There are ways to efficiently process and dismiss of false positives in bulk, assuming that they are easy to recognize, and many tools can be configured to do so automatically. It is also possible to reduce the human workload by automatically prioritizing warnings based on risk. However, it remains true that once this is done, the remaining warnings will still consist of some true and some false positives, and that it requires human judgment to tell them apart.

Users dislike false positives, often intensely. This strong emotional reaction has a disproportionate effect on the way tools are designed, configured and used. If given a choice between a configuration that reports 40 real defects and 10 false positives, and a configuration that reports 50 real bugs but with 50 false positives, our experience is that users will almost always prefer the former, even though it is finding fewer real defects. This is perfectly understandable — users are being asked to weigh an immediate concrete negative (time wasted looking at false positives) against an intangible potential future positive (bugs that may not show up). This is not to say that the users are necessarily wrong to do so. Perhaps the expense spent poring over those extra 40 false positives exceeds the benefit of finding and fixing those 10 extra defects.

In my next post, I’ll consider the economics of static analysis tool usage in terms of the relationship between precision, recall rate and number of real defects found. This provides a way to objectively compare tools based on the costs of reviewing error reports and the opportunity costs of missed defects. 

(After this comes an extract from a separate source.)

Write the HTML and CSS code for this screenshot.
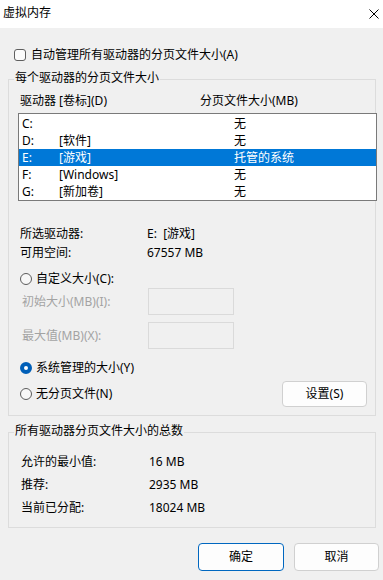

The real measure of the usefulness of a static analysis tool is whether it can find a reasonable number of important bugs in their programs without overwhelming them with useless reports, all without using an unreasonable amount of computing resources. However, even a tool with perfect recall can be worse if it also has poor precision. Too many false positives can drown out the true positives and missed true defects have significant costs if left undetected into final products. Evaluation of static analysis tools based on their ability to balance precision and handling of false positives is needed.